The third A for restraint (for want of another word) is for the government not making outlandish assumptions. Quite contrary to previous budgets, the government is assuming that tax revenues will grow at the same pace as the nominal GDP, around 14.4 percent. And the nominal GDP growth assumption itself is less than that of most economists, which is again a show of remarkable restraint. The government could easily have assumed a 16 percent nominal GDP and a 20 percent tax revenue growth, thus cutting down the fiscal deficit to 5.5 percent. The restraint is admirable.

So what are the risks then? The Rs 9.2 lakh crore government borrowing through bonds is certainly a risk, but given that credit growth is still only slowly crawling up and the RBI still has the elbow room to help with OMOs (open market operations), this is perhaps the right time to announce a large borrowing programme.

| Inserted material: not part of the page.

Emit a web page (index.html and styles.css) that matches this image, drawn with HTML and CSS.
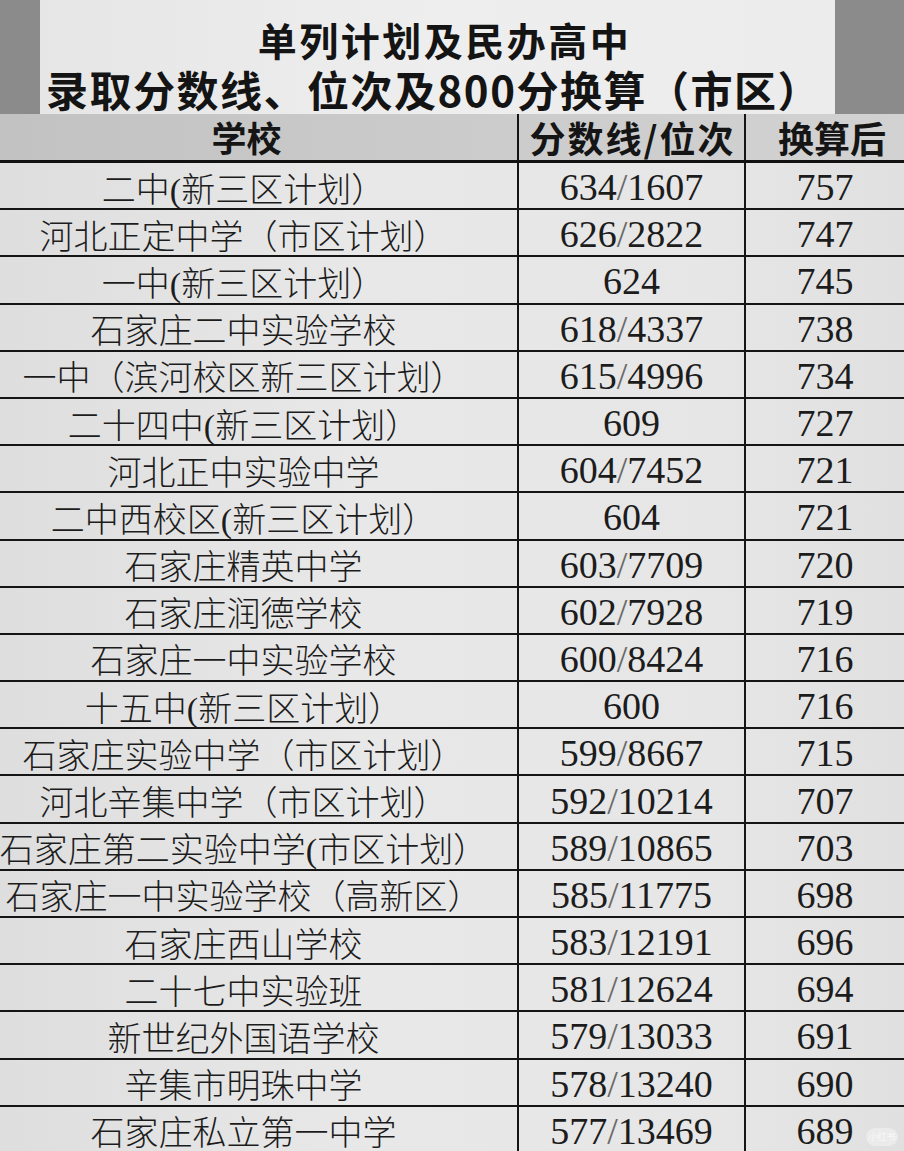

The bond market has shown its displeasure by pushing up yields, but it may not push much harder given that RBI could jump in and buy and leave them with losses, especially now that inflation is set to recede for the next couple of months. Even for the rest of the year, the base case is the RBI should be able to manage.

There are other risks though:

1.

Even after the government’s stated glide path of reducing the fiscal deficit over 5 years, the deficit comes down to only 4.5 percent by 2026. This leaves open the danger of a high debt-to-GDP ratio for a few years. And if inflation and interest rates were to flare up and growth does not oblige, there is the making of a debt trap here. Growth simply has to kick in. Else we are in trouble.

2. The second risk is if an external crisis manifests before growth picks up sustainably. In such a case, the economy can be close to what it was in 2013 when the taper tantrum roiled us. To be fair, this is by no means the base case now.

3. A third risk is that of a rating downgrade. The government may have assessed this as “unlikely”. But should a downgrade come, the debt markets may still be safe, since foreign funds haven’t been buying Indian debt at all. The worry will be if any equity funds follow ratings in their investments.

While the budget announcements get a AAA, on implementation, one has to reserve one’s judgment. Privatizing banks, completing the IPO of LIC, setting up the ARC, sprucing up the NCLT to resolve stressed loans of MSMEs are all laudable but very tough proposals. They require well-drafted legislation, intelligent financial design and persuading many constituencies like unions to play ball.

Delay, defective design or trust deficit can kill these plans. The current finance ministry has rendered a good account of itself in the past one year on implementation, be it the credit guarantee for MSMEs or the designing of the PLI (production linked incentive) schemes or the food transfer schemes. Let us hope they will continue the good run in these far more challenging proposals.